Very cold, very wet.
We are still having winter style storms here in the Northwest.
I worry about California.
Uh given what we're experiencing.
They're probably getting something close.
This is all part of what they call Pineapple Express.
And it's this line of storms that comes sweeping on up from Hawaii and crawls up the coast of the um of the west coast.
And uh so uh we're we should be very concerned about the um uh damn dam situation in California.
Uh this is because our data sets here for a number of years have had well for a long time, I mean way long-term data sets.
We had stuff where we were discussing in like 2003, four, or five, somewhere in there.
Uh fish swimming on the Capitol Steps, swimming over the Capitol steps, and we thought it was probably Sacramento.
And uh now Sacramento Valley may get flooded out.
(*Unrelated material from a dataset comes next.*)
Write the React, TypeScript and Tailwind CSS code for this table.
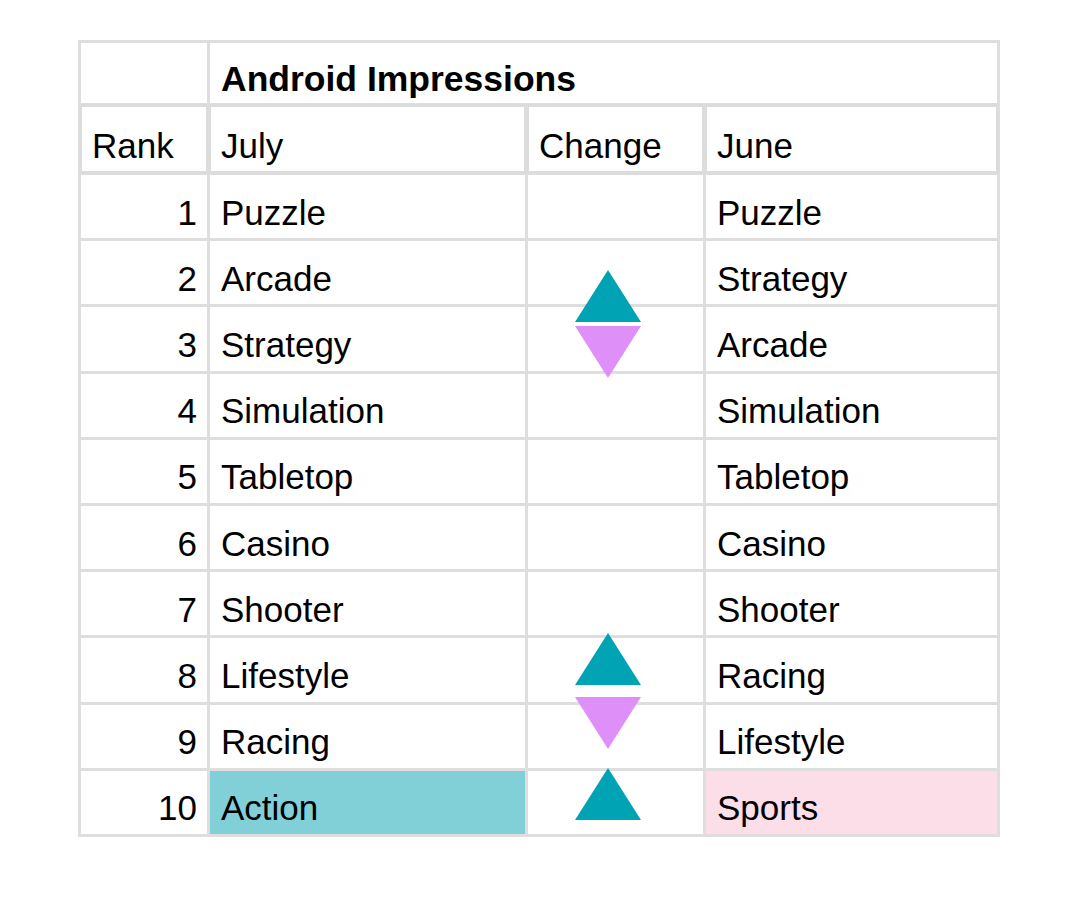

This is very serious indeed.
Our data sets show uh long-term damage, it shows uh water at 8-20 feet depths, it shows uh boats for months over what used to be farmland, uh houses being washed out, uh subdivisions being moved by not by the uh flooding initially,
but by the um uh shifting of all of the land, not because of seismic activity, but rather because of um uh water activity within the within the land as it gets used to having water again, so to speak, at the same time that we have the major flooding going on.
Uh it shows the loss of the uh productive farmland, like loss, not recoverable, loss.
And it shows the um uh diaspora excuse me, the um the relocation of millions of people because of the loss of the infrastructure for electricity, for roads, uh for food, for um delivery of water to drink, um you know, heat in the coming winter, etc.
So it's and it doesn't happen, you know, uh at once with everybody just running away as in like a um hurricane kind of a situation.
It's just people trickling out as they just realize that their infrastructure is not coming back anytime soon, and it's gonna take months to occur.
This realization, I mean.
And so the uh situation is not particularly good uh along the uh west coast of the US.
This is gonna affect the entire west coast too, because it's gonna destroy power lines, cause backlash into hydroelectric plants relative to the uh electric snapback, so to speak.
Uh the and it's gonna be ugly and it's gonna be quite damaging, and perhaps uh at uh at the point that it occurs, it may well qualify as economically the largest natural disaster ever on the planet.
And it's coming.
So, you know, I mean I don't want to laugh about it or anything, but you can't cry.
Uh there's nothing that can be done.
Uh it's kind of too late.
The one thing they might have maybe done was to have quickly tried to adopt the um uh some kind of a uh Schoenberger uh walking water to reduce the amount of force coming down.
It never is never a good idea to have water coming straight down.
You know, you don't want water to run straight ever.
It builds up speed, it gets angry, it gets pissed, and it causes problems, as we're seeing.
Um anyway though, so the um the current uh rain in our data sets goes well into June.
May in our area up here, insofar as California is concerned.
In our area up here, we may be looking at something where this kind of weather persists well into July.
On a personal note, that's kind of a pain in the butt for me because now I'm contemplating uh I don't have asphalt driveway or anything.
I've got uh something that drains, which is rock, but it's also a lot of um uh mud when it gets this wet.
Now I've got to try and figure out some way to put uh new rolling gear on the back of this and new transmission in there, and I'm probably gonna end up having to tarp it and build plywood floors and all that sort of stuff.
Something I was hoping to avoid.
Anyway though, um so uh not a good situation for any of us.
The uh seismic activities start in August, so we're gonna have a little brief period, maybe the end of June through July, and uh and perhaps the late part of August uh before things get really nasty again.
Uh and then as the seismic stuff shows up, so does the bad weather again.
So uh not necessarily a good period of time to be a Californian uh unless you're you know the more rugged hardy type that knows where to keep the wet weather gear and where their rope is because you may need it.